A mortgage on a primary residence, especially at a favorable rate, can make sense because real estate historically appreciates and you need housing regardless. Even then, a 15-year mortgage beats a 30-year one if your budget allows it.
Business debt for a venture with positive expected returns can be reasonable. Student loans for degrees with strong career outcomes have shown positive ROI historically, though the current education cost crisis has complicated this considerably.
But here's the filter: before taking on any debt, ask yourself one question: "Will this asset generate income or appreciate faster than the interest I'm paying?" If the answer is no, you're not building wealth. You're renting money.
That $22,000 car? It depreciates 15-20% the moment you drive it off the lot. You're paying 6.8% interest on an asset losing 15% of its value annually. The math is brutal.
Breaking Free
The path out of this mess isn't rocket science, but it requires something our culture actively discourages: delayed gratification.
Start by seeing your debt clearly. Calculate the total interest you'll pay on each obligation. Write it down. Look at it. Many people avoid this exercise because the number is genuinely shocking. Do it anyway.
Then, prioritize aggressively. Pay off high-interest debt first (usually credit cards), maintain minimum payments on everything else, and attack the problem with intensity. For some people, this takes months. For others, years. But every dollar you pay toward eliminating debt is a dollar that will eventually work for you instead of against you.

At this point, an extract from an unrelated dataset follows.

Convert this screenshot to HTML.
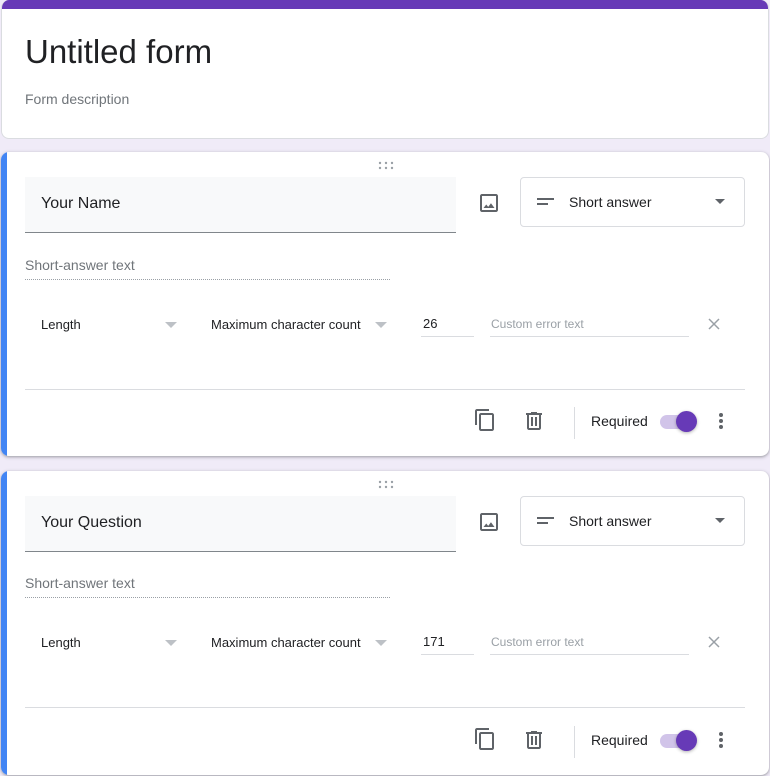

One final thought: if you're simultaneously paying high-interest debt and contributing to subscriptions you've forgotten about, you're fighting with both hands tied behind your back. That's worth examining. The Subscription Trap: How $12 Monthly Charges Turn Into $3,000 Annual Debt reveals exactly how much those "small" charges compound into serious money drain.
The goal isn't to live poorly. It's to live intentionally. That car payment, that credit card balance, that personal loan—they're not just numbers in your budget. They're time. They're your labor converted into interest payments. They're freedom deferred.
The question is: how much longer are you willing to defer it?